TR: Yeah well, you get two for the price of one I guess! Despite the fact that we are brothers, we’re very different, he’s on one side of the continent and I’m on the other, and that’s been pretty much all our lives as Jesuits. He has devoted his life to working with high school kids, first as a teacher, then as an administrator and now as president of Jesuit high schools for a few decades. I’m very proud of what he does—I couldn’t do it. High school is a time where young people are forming their own identity and dependent of their parents, they’re starting to experiment and starting to think for themselves, so the opportunity to guide them during this critical time is, I think, really unique. I have great admiration for people who are in high school work. 

AZ: At the graduation ceremony in which you’ll be receiving that honor, you’ll be on stage with Seattle U’s first lay president. As vocations to ordained religious life decrease, Jesuit universities have increasingly looked to lay partners in the mission to take leadership roles. Do you think that an increasing amount of lay leadership of Ignatian institutions has the potential to change the character of Jesuit education in the future, and if so, how?

TR: I think there’s a good news and bad news aspect of this—the good news is that it shows that Catholic education has succeeded. The Church has trained laity who can step into these roles.  The ’50s was just the beginning of Catholics getting educated and joining the middle class. We came to this country as poor immigrants and we still have a number of immigrants coming to this country who need educational assistance for upward mobility. But now, large portions of Catholics have reached the middle class and are having an impact on our country. They are not only taking leadership positions in politics and industry, but also in education and the Catholic Church itself. 

The decline in vocations is very disappointing to most priests and bishops in the Catholic Church—there may be another way of looking at it, and that is that it’s God’s way of telling us that we have to declericalize the Church. That this is the age of the laity, that it’s time for them to step forward, us to step aside and for them to take their leadership role in the Church. I think that’s what’s happening in Jesuits schools across the county, especially with more women presidents of Jesuit colleges, universities and high schools. My brother spent twenty years at Brophy Preparatory in Phoenix, Ariz. and he was succeeded by a woman president. Fantastic! So it’s a new world. 

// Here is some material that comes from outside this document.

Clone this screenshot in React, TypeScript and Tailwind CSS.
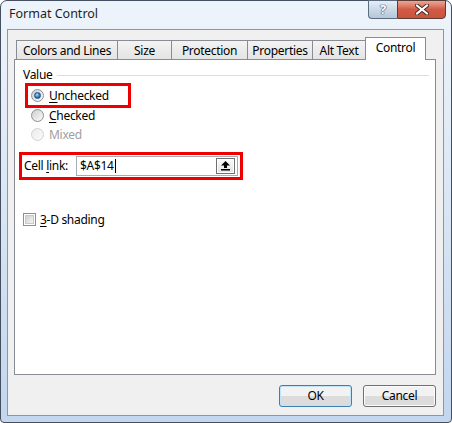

The caveat on that is that if you look at the Protestant colleges and universities that went from clerical to lay control, the religious aspects of them pretty much disappeared. Most of these Ivy League schools started as religious schools and now they’re purely secular. They may have a divinity school connected to them that’s over on the edge of the campus, but it’s not at the heart of who they are. That’s a challenge Jesuit schools are going to face in the decades ahead—can they maintain a Jesuit identity without Jesuits, can they maintain a Catholic identity without the clergy in control? Of course that doesn’t mean they’re imposing their religion on other people, because our schools often have large amounts of non-Catholic students, but is Catholicism presented in an attractive way, is it presented as an open religion, as an ecumenical one and one sensitive to inter-religious dialogue and conversation?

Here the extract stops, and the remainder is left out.